Indicate only the number of lines in the listing below in which the word "styles" appears.

* _Supplied data_:
## start

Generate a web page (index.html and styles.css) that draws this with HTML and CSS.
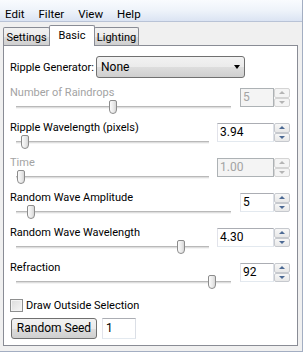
FILE: index.html
```html
<!DOCTYPE html>
<html lang="en">
<head>
    <meta charset="UTF-8">
    <title>Ripple</title>
    <link rel="stylesheet" href="styles.css">
</head>
<body>
    <div class="window">
        <div class="menubar">
            <span class="menu-item">Edit</span>
            <span class="menu-item">Filter</span>
            <span class="menu-item">View</span>
            <span class="menu-item">Help</span>
        </div>

        <div class="tabs">
            <div class="tab tab-settings">Settings</div>
            <div class="tab tab-basic tab-active">Basic</div>
            <div class="tab tab-lighting">Lighting</div>
        </div>

        <div class="panel">
            <div class="gen-row">
                <span class="gen-label">Ripple Generator:</span>
                <div class="combo">
                    <span>None</span>
                    <span class="combo-arrow"></span>
                </div>
            </div>

            <div class="param disabled">
                <div class="param-label">Number of Raindrops</div>
                <div class="slider"><div class="track"></div><div class="thumb" style="left: 99px"></div></div>
                <div class="spin"><div class="spin-field">5</div><div class="spin-btns"><span class="spin-up"></span><span class="spin-down"></span></div></div>
            </div>

            <div class="param">
                <div class="param-label">Ripple Wavelength (pixels)</div>
                <div class="slider"><div class="track"></div><div class="thumb" style="left: 11px"></div></div>
                <div class="spin wide"><div class="spin-field">3.94</div><div class="spin-btns"><span class="spin-up"></span><span class="spin-down"></span></div></div>
            </div>

            <div class="param disabled">
                <div class="param-label">Time</div>
                <div class="slider"><div class="track"></div><div class="thumb" style="left: 7px"></div></div>
                <div class="spin wide"><div class="spin-field">1.00</div><div class="spin-btns"><span class="spin-up"></span><span class="spin-down"></span></div></div>
            </div>

            <div class="param">
                <div class="param-label">Random Wave Amplitude</div>
                <div class="slider"><div class="track"></div><div class="thumb" style="left: 17px"></div></div>
                <div class="spin"><div class="spin-field">5</div><div class="spin-btns"><span class="spin-up"></span><span class="spin-down"></span></div></div>
            </div>

            <div class="param">
                <div class="param-label">Random Wave Wavelength</div>
                <div class="slider"><div class="track"></div><div class="thumb" style="left: 167px"></div></div>
                <div class="spin wide"><div class="spin-field">4.30</div><div class="spin-btns"><span class="spin-up"></span><span class="spin-down"></span></div></div>
            </div>

            <div class="param">
                <div class="param-label">Refraction</div>
                <div class="slider"><div class="track"></div><div class="thumb" style="left: 198px"></div></div>
                <div class="spin"><div class="spin-field">92</div><div class="spin-btns"><span class="spin-up"></span><span class="spin-down"></span></div></div>
            </div>

            <label class="check-row">
                <span class="checkbox"></span>
                <span>Draw Outside Selection</span>
            </label>

            <div class="seed-row">
                <div class="button">Random Seed</div>
                <div class="text-field">1</div>
            </div>
        </div>
    </div>
</body>
</html>
```

FILE: styles.css
```css
/* Basic reset */
* {
    margin: 0;
    padding: 0;
    box-sizing: border-box;
}

body {
    font-family: Roboto, 'Liberation Sans', sans-serif;
    font-size: 11px;
    line-height: 15px;
    color: #000;
    background-color: #f0f0f0;
    width: 303px;
    height: 352px;
    overflow: hidden;
    white-space: nowrap;
}

.window {
    height: 352px;
    border-right: 1px solid #a3aec2;
    border-bottom: 1px solid #a3aec2;
}

/* Menu bar */
.menubar {
    height: 22px;
    display: flex;
    gap: 14px;
    padding: 8px 0 0 5px;
    font-size: 11.5px;
    background: linear-gradient(#f9fbfe, #eef3fa 50%, #dbe4f3);
    border-bottom: 1px solid #b9c3d6;
}

.menu-item {
    line-height: 13px;
}

/* Tabs */
.tabs {
    height: 23px;
    display: flex;
    align-items: flex-end;
    padding-left: 3px;
}

.tab {
    height: 18px;
    margin-right: -1px;
    padding-top: 2px;
    text-align: center;
    border: 1px solid #898c95;
    border-bottom: none;
    border-radius: 2px 2px 0 0;
    background: linear-gradient(#f2f2f2, #ebebeb 50%, #dddddd 51%, #cfcfcf);
}

.tab-settings { width: 47px; }
.tab-basic { width: 46px; }
.tab-lighting { width: 45px; }

.tab-active {
    position: relative;
    z-index: 1;
    height: 21px;
    margin-bottom: -1px;
    padding-top: 2px;
    background: #fff;
}

/* Tab page */
.panel {
    height: 301px;
    margin: 0 4px 0 3px;
    padding: 0 7px 0 6px;
    border: 1px solid #898c95;
    background-color: #fff;
}

.gen-row {
    display: flex;
    align-items: center;
    height: 22px;
    margin-top: 10px;
}

.gen-label {
    width: 86px;
}

.combo {
    width: 149px;
    height: 22px;
    display: flex;
    align-items: center;
    justify-content: space-between;
    padding: 0 4px;
    font-size: 12px;
    border: 1px solid #707070;
    border-radius: 3px;
    background: linear-gradient(#f2f2f2, #ebebeb 50%, #dddddd 51%, #cfcfcf);
}

.combo-arrow {
    width: 0;
    height: 0;
    border-left: 3.5px solid transparent;
    border-right: 3.5px solid transparent;
    border-top: 4px solid #000;
}

/* Parameter rows: label and slider on the left, spin box on the right */
.param {
    display: grid;
    grid-template-columns: 1fr auto;
    grid-template-rows: 15px 20px;
}

.gen-row + .param {
    margin-top: 7px;
}

.param-label {
    grid-column: 1;
    grid-row: 1;
}

.slider {
    grid-column: 1;
    grid-row: 2;
    position: relative;
    margin-right: 9px;
}

.param:has(.wide) .slider {
    margin-right: 8px;
}

.track {
    margin: 6px 0 0 6px;
    height: 3px;
    border-top: 1px solid #b9b9b9;
    border-bottom: 1px solid #f4f4f4;
    background-color: #dedede;
}

.thumb {
    position: absolute;
    top: 0;
    width: 8px;
    height: 14px;
    border: 1px solid #8c8c8c;
    border-radius: 2px 2px 4px 4px;
    background: linear-gradient(to right, #fbfbfb, #e9e9e9 60%, #d6d6d6);
}

.spin {
    grid-column: 2;
    grid-row: 1 / 3;
    display: flex;
    height: 19px;
    margin-top: 3px;
}

.spin-field {
    width: 34px;
    height: 19px;
    padding-left: 2px;
    font-size: 12px;
    line-height: 17px;
    border: 1px solid;
    border-color: #abadb3 #dbdfe6 #e3e9ef #e2e3ea;
    background-color: #fff;
}

.spin.wide .spin-field {
    width: 57px;
}

.spin-btns {
    width: 16px;
    display: flex;
    flex-direction: column;
}

.spin-up,
.spin-down {
    flex: 1;
    display: flex;
    align-items: center;
    justify-content: center;
    border: 1px solid #c6c9ce;
    border-radius: 2px;
    background: linear-gradient(#f7f7f7, #e8e8e8);
}

.spin-up::after,
.spin-down::after {
    content: '';
    width: 0;
    height: 0;
    border-left: 3px solid transparent;
    border-right: 3px solid transparent;
}

.spin-up::after {
    border-bottom: 3px solid #4d6a94;
}

.spin-down::after {
    border-top: 3px solid #4d6a94;
}

/* Disabled rows */
.disabled .param-label {
    color: #a3a3a3;
}

.disabled .spin-field {
    color: #a3a3a3;
    background-color: #f4f4f4;
    border-color: #adb2b5;
}

.disabled .spin-up,
.disabled .spin-down {
    border-color: #d4d4d4;
    background: #f4f4f4;
}

.disabled .spin-up::after {
    border-bottom-color: #b4b4b4;
}

.disabled .spin-down::after {
    border-top-color: #b4b4b4;
}

/* Checkbox and seed */
.check-row {
    display: flex;
    align-items: center;
    gap: 3px;
    height: 13px;
    margin-top: 4px;
}

.checkbox {
    width: 13px;
    height: 13px;
    border: 1px solid #8e8f8f;
    background: linear-gradient(135deg, #dcdcdc, #f6f6f6);
    box-shadow: inset 0 0 0 1px #f4f4f4;
}

.seed-row {
    display: flex;
    gap: 5px;
    margin: 6px 0 0 1px;
}

.button {
    width: 86px;
    height: 21px;
    line-height: 19px;
    font-size: 12px;
    text-align: center;
    border: 1px solid #707070;
    border-radius: 3px;
    background: linear-gradient(#f2f2f2, #ebebeb 50%, #dddddd 51%, #cfcfcf);
}

.text-field {
    width: 34px;
    height: 21px;
    padding-left: 3px;
    font-size: 12px;
    line-height: 19px;
    border: 1px solid;
    border-color: #abadb3 #dbdfe6 #e3e9ef #e2e3ea;
    background-color: #fff;
}
```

## end

* _Task solution_: 3